Great so that’s it right? Well, no not quite. You see, although these two functions will calculate the Fibonacci numbers they do it in two very different ways. There are pros and cons to both, can you see what they are?

The main con of the iterative method is that the code is longer (and ugly) and not so easy to follow in terms of mapping what it does to the standard mathematical algorithm is normally expressed $latex { f }_{ n }={ f }_{ n-1}+{ f }_{ n-2}$ . On the other hand the recursive version looks like it does what it says on the tin. It’s almost an exact replica of the mathematical algorithm, so this makes it the best solution, right? Wrong!

Programming algorithms and mathematical algorithms are not the same thing and just because you can express an algorithm in code so it looks like its mathematical counter-part doesn’t mean that is the best way to code that algorithm. Mathematical algorithms don’t need to take into account efficiency (either time or space). Unfortunately, programming algorithms most certainly do. We’d like our calculation to complete at some point, preferably as quick as possible.

So, what’s wrong with the recursive solution I hear you cry? Well, try running the full code, above, and read the output on the screen. More specifically, look at the number of “evaluations” each version needs to perform to get the result. In the example code we calculate up to the 21st number in the sequence. To calculate the 21st number the iterative version requires 19 evaluations. The time complexity is linear $latex O(n-2)$; it will always take n-2 evaluations to calculate the nth number in the sequence (we’re ignoring the special case where n is 0 or 1 because we get them for free). Now look at the recursive version. That takes a whopping 35422 evaluations, which is as near as damn it as to be considered exponential $latex O(2^n)$.

Let’s visualise this to see exactly what happens when you call the recursive version for the 8th number in the series:

As you can see, the result of the recursive version is a tree of calls that only terminate once a branches leaf is 1. The Fibonacci number ends up being the number of leafs of each branch (in this case there are 21 since that is the 8th Fibonacci number).

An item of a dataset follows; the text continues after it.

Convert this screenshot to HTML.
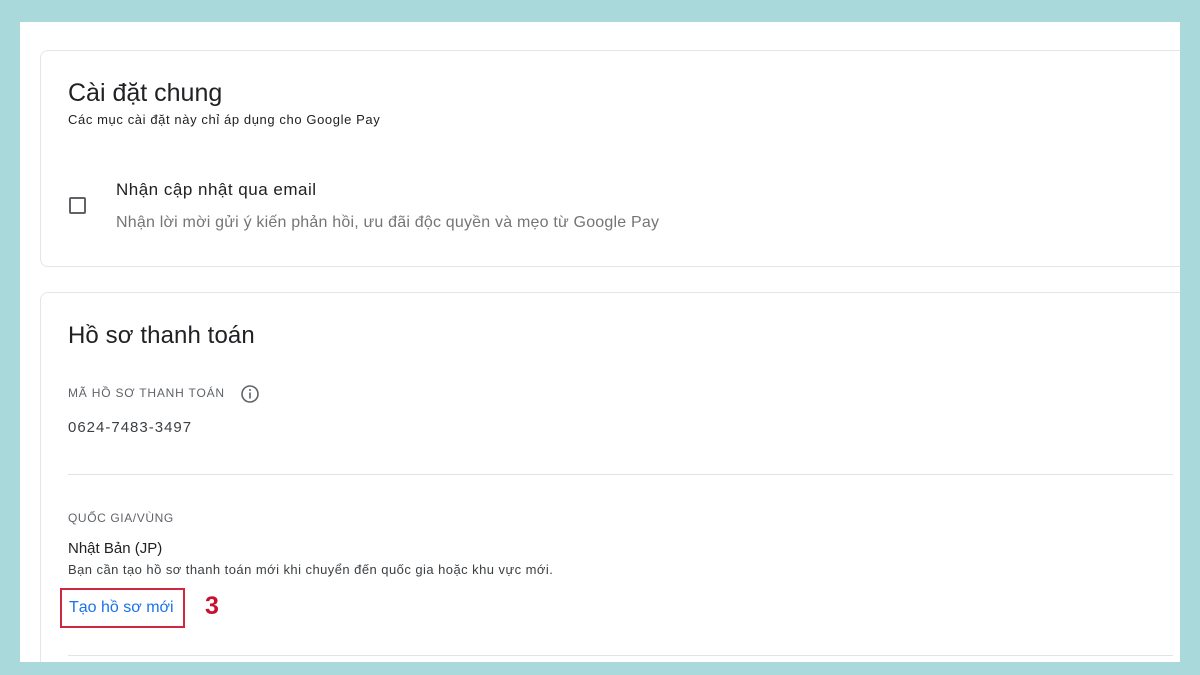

Time complexity isn’t the only case where the recursive approach is a bad idea. Consider that each recursion requires space on the stack. This means that space complexity is also exponential, compared to the iterative version that is constant as it just uses the same 3 variables for each iteration.

### Summary

So, to summarise, whilst it is possible to calculate the Fibonacci sequence using recursion this is really not the best example of using recursion and if you really do need to calculate using a simple algorithm it is better to go with an iterative approach.